All holders are eligible for redemption and receipt of promised services regardless of ethnic or national origin PROVIDED s/he meets some basic hygiene standards as commonly held within the contiguous 48 United States. Yes, I'm talking to you, Alaska. Being snowed on is NOT the same as bathing for the purposes of this offer.
Offer has no expiration date. However, considering the total number of people in the whole wide world, the obvious appeal of the offer and the limits of one man's physical endurance over the course of a day, you may not be able to IMMEDIATELY claim your goods/services upon presentation of the above coupon given the relative state of knackered-ness of the providee. Providee promises to get to you just as soon as he can rehydrate.

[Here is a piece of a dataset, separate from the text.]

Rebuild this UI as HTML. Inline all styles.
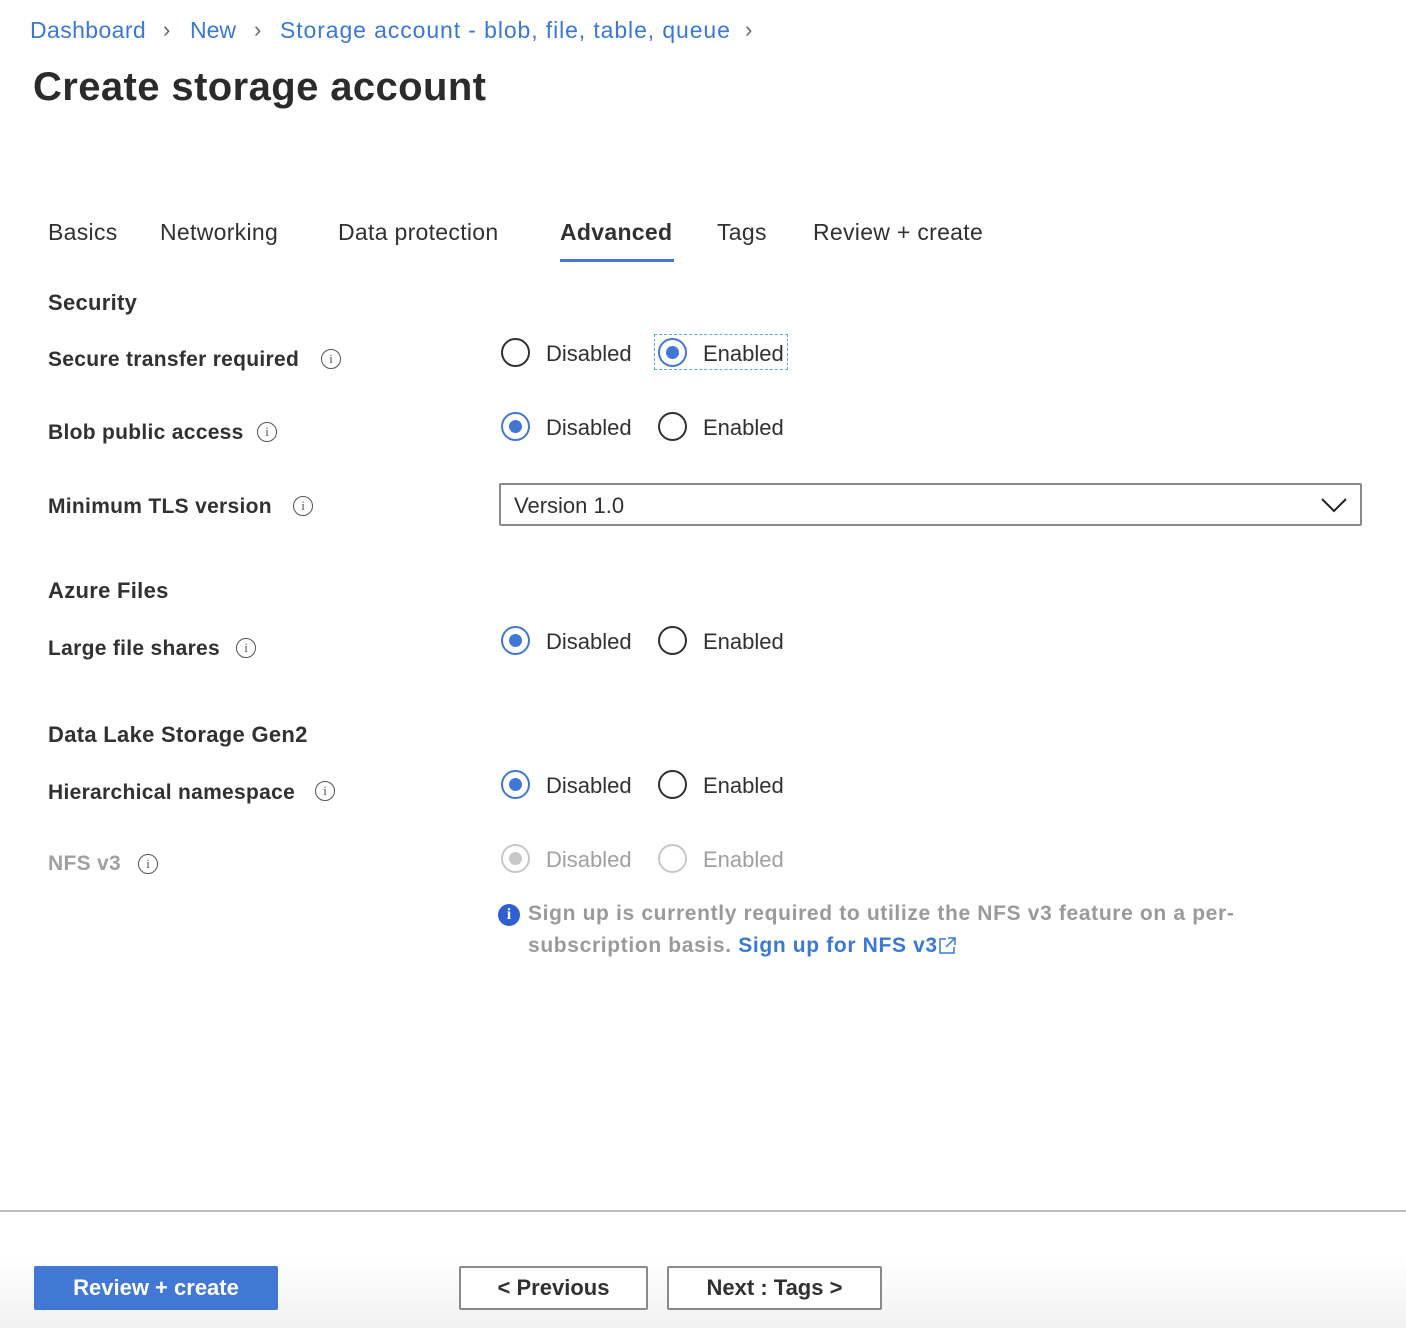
<!DOCTYPE html>
<html><head><meta charset="utf-8"><style>
body{margin:0;width:1406px;height:1328px;position:relative;background:#fff;font-family:"Liberation Sans",sans-serif;color:#323130;overflow:hidden}
.t{position:absolute;line-height:1;white-space:nowrap}
.bc{color:#3a78d4;font-size:23px}
.sep{color:#666;font-size:22px}
.tab{font-size:23px;color:#323130;letter-spacing:0.3px}
.lbl{font-size:21px;font-weight:bold;color:#323130;letter-spacing:0.3px}
.h{font-size:22px;font-weight:bold;color:#323130;letter-spacing:0.3px}
.rt{font-size:22px;color:#323130}
.r{position:absolute;width:29px;height:29px;border:2px solid #323130;border-radius:50%;box-sizing:border-box}
.r.on{border-color:#4178d4}
.r.on::after{content:"";position:absolute;left:6px;top:6px;width:13px;height:13px;border-radius:50%;background:#4178d4}
.r.dis{border-color:#c8c8c8}
.r.dis.on::after{background:#c8c8c8}
.i{position:absolute;width:20px;height:20px;border:1.5px solid #555;border-radius:50%;box-sizing:border-box;font-size:13px;text-align:center;line-height:18px;color:#555;font-family:"Liberation Serif",serif}
.btn{position:absolute;box-sizing:border-box;font-size:22px;text-align:center;font-weight:bold}
</style></head><body>
<div class="t bc" style="left:30px;top:19px;letter-spacing:0.4px">Dashboard</div>
<div class="t sep" style="left:163px;top:19px">&#x203A;</div>
<div class="t bc" style="left:190px;top:19px">New</div>
<div class="t sep" style="left:254px;top:19px">&#x203A;</div>
<div class="t bc" style="left:280px;top:19px;letter-spacing:0.9px">Storage account - blob, file, table, queue</div>
<div class="t sep" style="left:745px;top:19px">&#x203A;</div>
<div class="t" style="left:33px;top:67px;font-size:40px;font-weight:bold;color:#2b2b2b;letter-spacing:0.4px">Create storage account</div>

<div class="t tab" style="left:48px;top:221px">Basics</div>
<div class="t tab" style="left:160px;top:221px">Networking</div>
<div class="t tab" style="left:338px;top:221px">Data protection</div>
<div class="t tab" style="left:560px;top:221px;font-weight:bold">Advanced</div>
<div style="position:absolute;left:560px;top:259px;width:114px;height:3px;background:#4178d4"></div>
<div class="t tab" style="left:717px;top:221px">Tags</div>
<div class="t tab" style="left:813px;top:221px">Review + create</div>

<div class="t h" style="left:48px;top:292px">Security</div>
<div class="t lbl" style="left:48px;top:349px">Secure transfer required</div><div class="i" style="left:321px;top:349px">i</div>
<div class="t lbl" style="left:48px;top:422px">Blob public access</div><div class="i" style="left:257px;top:422px">i</div>
<div class="t lbl" style="left:48px;top:496px">Minimum TLS version</div><div class="i" style="left:293px;top:496px">i</div>
<div class="t h" style="left:48px;top:580px">Azure Files</div>
<div class="t lbl" style="left:48px;top:638px">Large file shares</div><div class="i" style="left:236px;top:638px">i</div>
<div class="t h" style="left:48px;top:724px">Data Lake Storage Gen2</div>
<div class="t lbl" style="left:48px;top:782px">Hierarchical namespace</div><div class="i" style="left:315px;top:781px">i</div>
<div class="t lbl" style="left:48px;top:853px;color:#a0a0a0">NFS v3</div><div class="i" style="left:138px;top:854px">i</div>

<div class="r" style="left:501px;top:338px"></div><div class="t rt" style="left:546px;top:343px">Disabled</div>
<div style="position:absolute;left:654px;top:334px;width:134px;height:36px;border:1.5px dashed #5aa9e6;box-sizing:border-box"></div>
<div class="r on" style="left:658px;top:338px"></div><div class="t rt" style="left:703px;top:343px">Enabled</div>
<div class="r on" style="left:501px;top:412px"></div><div class="t rt" style="left:546px;top:417px">Disabled</div>
<div class="r" style="left:658px;top:412px"></div><div class="t rt" style="left:703px;top:417px">Enabled</div>
<div style="position:absolute;left:499px;top:483px;width:863px;height:43px;border:2px solid #8a8a8a;border-radius:2px;box-sizing:border-box"></div>
<div class="t rt" style="left:514px;top:495px">Version 1.0</div>
<svg style="position:absolute;left:1320px;top:496px" width="28" height="18"><path d="M2 3 L14 15 L26 3" fill="none" stroke="#222" stroke-width="2"/></svg>
<div class="r on" style="left:501px;top:626px"></div><div class="t rt" style="left:546px;top:631px">Disabled</div>
<div class="r" style="left:658px;top:626px"></div><div class="t rt" style="left:703px;top:631px">Enabled</div>
<div class="r on" style="left:501px;top:770px"></div><div class="t rt" style="left:546px;top:775px">Disabled</div>
<div class="r" style="left:658px;top:770px"></div><div class="t rt" style="left:703px;top:775px">Enabled</div>
<div class="r dis on" style="left:501px;top:844px"></div><div class="t rt" style="left:546px;top:849px;color:#a0a0a0">Disabled</div>
<div class="r dis" style="left:658px;top:844px"></div><div class="t rt" style="left:703px;top:849px;color:#a0a0a0">Enabled</div>

<div style="position:absolute;left:498px;top:904px;width:22px;height:22px;border-radius:50%;background:#2f5fd0;color:#fff;font-weight:bold;font-size:16px;text-align:center;line-height:22px;font-family:'Liberation Serif',serif">i</div>
<div class="t" style="left:528px;top:903px;font-size:21px;font-weight:bold;color:#9a9a9a;letter-spacing:0.65px">Sign up is currently required to utilize the NFS v3 feature on a per-</div>
<div class="t" style="left:528px;top:935px;font-size:21px;font-weight:bold;color:#9a9a9a;letter-spacing:0.65px">subscription basis. <span style="color:#3a78d4">Sign up for NFS v3</span></div>
<svg style="position:absolute;left:937px;top:935px" width="22" height="20"><path d="M9 4H3v14h14v-6" fill="none" stroke="#3a78d4" stroke-width="1.5"/><path d="M11 3h7v7M18 3l-9 9" fill="none" stroke="#3a78d4" stroke-width="1.5"/></svg>

<div style="position:absolute;left:0;top:1210px;width:1406px;height:2px;background:#bcbcbc"></div>
<div style="position:absolute;left:0;top:1212px;width:1406px;height:116px;background:linear-gradient(#fff 40%,#f2f2f2)"></div>
<div class="btn" style="left:34px;top:1266px;width:244px;height:44px;background:#4178d4;color:#fff;border-radius:2px;line-height:44px">Review + create</div>
<div class="btn" style="left:459px;top:1266px;width:189px;height:44px;border:2px solid #8a8a8a;background:#fff;line-height:40px;border-radius:2px">&lt; Previous</div>
<div class="btn" style="left:667px;top:1266px;width:215px;height:44px;border:2px solid #8a8a8a;background:#fff;line-height:40px;border-radius:2px">Next : Tags &gt;</div>
</body></html>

All redeemers must be 18 or over. Or at least a convincing 16 with a valid fake ID. Please consult the local laws concerning sexual age-of-consent for further information.
Mr. Korvath Ganymede Macleish Horrington III (hereafter referred to as "Pops") assumes no culpability, responsibility or liability for injuries or laws broken in the course of the redemption of this coupon. Given the volume of expected redeemers, it is a good bet he won't remember you anyway. This should be construed as a formal basis for his standard defense in court that he can honestly say he doesn't know if he's ever even met you, let alone buggered you with a whiffle-ball bat, for example.
Void where prohibited. Not valid in combination with any other offer, including previous offered Coupon promotion offering "Mustache Rides, 5¢"
* = While the services promised are themselves free, a number of expenses are implied including: travel, lodging, prophylactic(s), customs duties and fees, passports (where applicable), de-lousing, medical blood tests (MANDATORY) and lube.
** = Providee is willing to indulge in any kind of activity desired provided they do not violate the laws of more than seven US states regulating sexual practice between consenting adults. Also, no contact with human fecal matter outside of incidental side-effect of anal will be tolerated or entertained. That's just gross. Also, as expressly stated, no strings. They cut. If bondage is desired, leather straps (NOT INCLUDED) should be provided.
*** = The picture at left does not necessarily represent Providee in his present condition of physical fitness or hairlessness. Or facial structure. Or body type. Or smoldery foreign hotness in general. Your results may vary.